Bringing them back: How IOM is helping Mozambique connect with its diaspora

“There are Mozambicans overseas who say ‘I have a business here but I want to invest in my home country, I want to come back to my home country’. Our goal is to find a way to help them do this.”

These are the words of Armando Chissaque, Deputy Director of the National Institute for Mozambican Communities Abroad (INACE) – an arm of Mozambique’s Ministry of Foreign Affairs and Cooperation and the primary beneficiary of IOM’s project Institutional Capacity-Building for Diaspora Engagement in Mozambique, funded by the IOM Development Fund.

Through a series of trainings and meetings, Chissaque says IOM has helped the institute develop the right technical expertise to carry out its projects.

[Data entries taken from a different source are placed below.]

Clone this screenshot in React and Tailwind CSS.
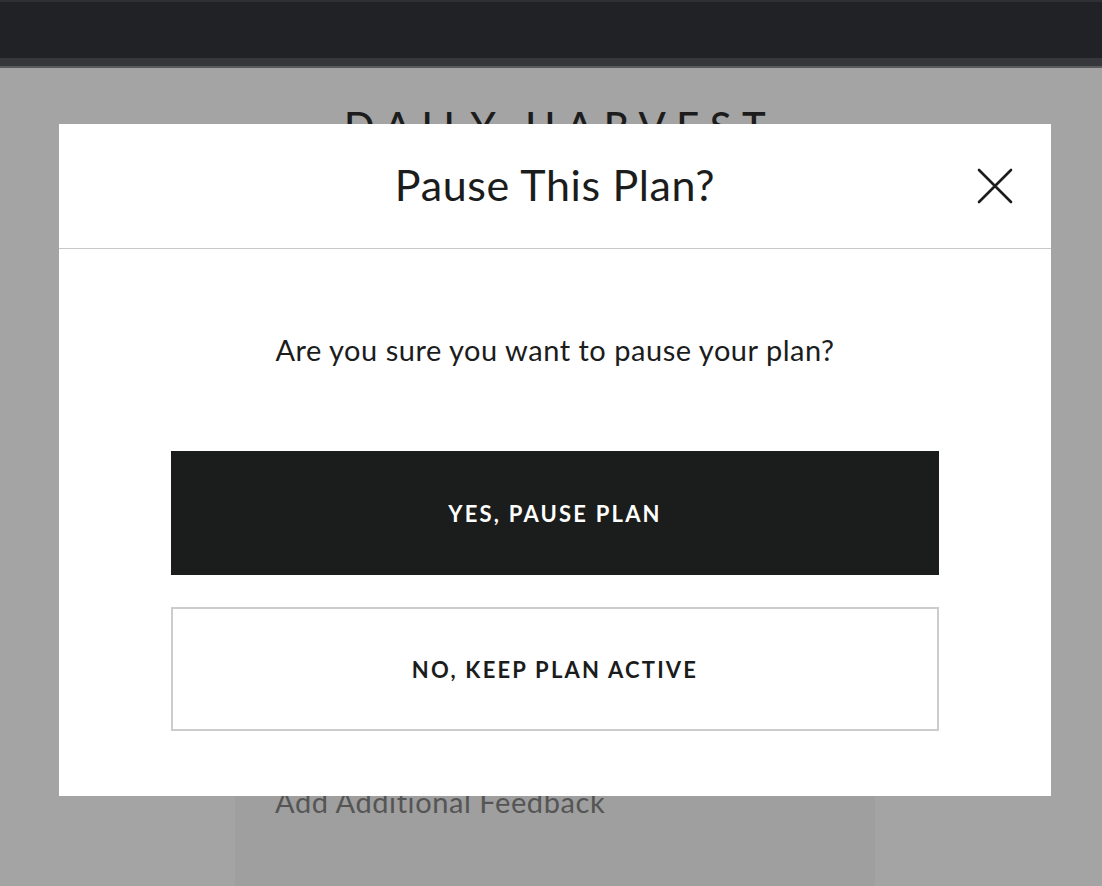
import { useState } from "react";

const font = { fontFamily: "Lato, 'Open Sans', sans-serif" };

const PauseModal = ({ onClose }) => {
    return (
        <div className="absolute inset-0 z-10">
            <div className="absolute left-[59px] top-[124px] w-[992px] h-[672px] bg-white">
                <div className="relative h-[125px] border-b border-[#c8c8c8] flex items-center justify-center">
                    <h2 className="text-[43px] leading-none tracking-[0.015em] text-[#1b1c1c] pb-1">Pause This Plan?</h2>
                    <button
                        onClick={onClose}
                        className="absolute right-[38px] top-[44px] w-[36px] h-[36px] flex items-center justify-center"
                        aria-label="Close"
                    >
                        <svg width="36" height="36" viewBox="0 0 36 36">
                            <path d="M2 2 L34 34 M34 2 L2 34" stroke="#1b1c1c" strokeWidth="2.6" strokeLinecap="round" />
                        </svg>
                    </button>
                </div>
                <div className="flex flex-col items-center pt-[84px]">
                    <p className="text-[29px] leading-[34px] tracking-[0.018em] text-[#1b1c1c]">Are you sure you want to pause your plan?</p>
                    <div className="mt-[84px] w-[768px] flex flex-col gap-8">
                        <button className="h-[124px] w-full bg-[#1b1c1c] text-white text-[22px] font-bold tracking-[0.1em]">
                            YES, PAUSE PLAN
                        </button>
                        <button className="h-[124px] w-full bg-white border-2 border-[#cccccc] text-[#1b1c1c] text-[22px] font-bold tracking-[0.1em]">
                            NO, KEEP PLAN ACTIVE
                        </button>
                    </div>
                </div>
            </div>
        </div>
    );
}

export default function App() {
    const [open, setOpen] = useState(true);

    return (
        <div className="relative w-[1102px] h-[886px] overflow-hidden bg-[#a4a4a4]" style={font}>
            <div className="h-[2px] bg-[#2f3034]" />
            <div className="h-[56px] bg-[#212226]" />
            <div className="h-[8px] bg-[#36373b]" />
            <div className="h-[2px] bg-[#5a5b5e]" />
            <div className="flex flex-col items-center pl-[8px]">
                <div className="mt-[38px] pl-[10px] text-[40px] leading-none font-medium tracking-[0.26em] text-[#1c1c1c]">
                    DAILY HARVEST
                </div>
                <div className="h-[592px]" />
                <div className="w-[640px] h-[300px] bg-[#9e9f9e] px-10 pt-[47px]">
                    <p className="text-[29px] leading-[34px] tracking-[0.02em] text-[#555555]">Add Additional Feedback</p>
                </div>
            </div>
            {open && <PauseModal onClose={() => setOpen(false)} />}
        </div>
    );
}
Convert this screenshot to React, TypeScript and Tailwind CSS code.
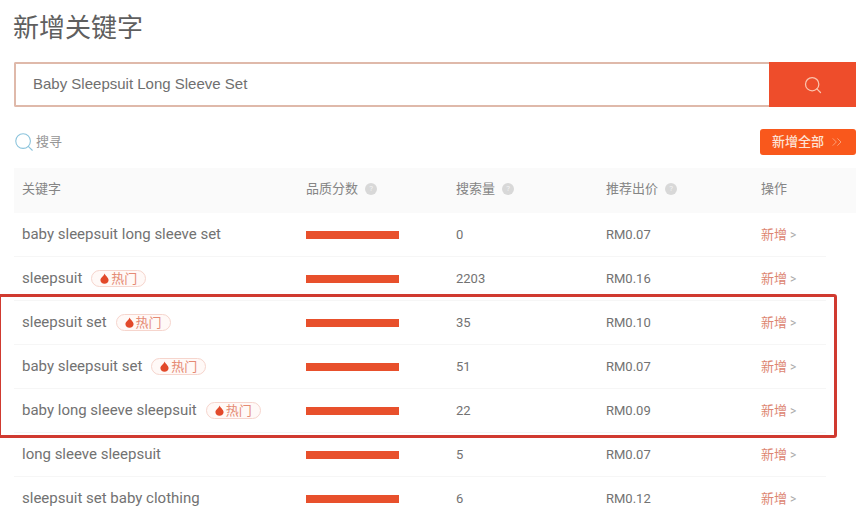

“Some of the staff had never been involved in migration projects, this was their first time. But now they know how it works,” says Chissaque.

He gave an example of Project Assistant Carmina Cumbe Durão, who was directly funded by the IOM project. “She learnt how to draw up strategies, how to prepare budgets and how to involve the different institutions,” he says.

It’s a critical time for Mozambique, as booming foreign investment has seen GDP growth rates hover around seven percent over the past decade.

“There’s a real skills shortage in the country, with positions that could be filled by some of the two million Mozambicans living abroad,” says former Chief of Mission of IOM Mozambique, Stuart Simpson (2008-2014).

In collaboration with IOM, INACE has developed a database and mapping system to track the diaspora living in South Africa, Mozambique’s biggest destination country. And to target them, IOM and INACE have launched a number of communication channels, including a website and facebook page.

“We used to make these questions ‘how many Mozambicans do we have living abroad and where are they?’ Now we have the tools to work this out,” says Chissaque.

The IOM project was launched in January 2013 after the Ministry of Foreign Affairs (MINEC) requested IOM assistance for their diaspora engagement strategy.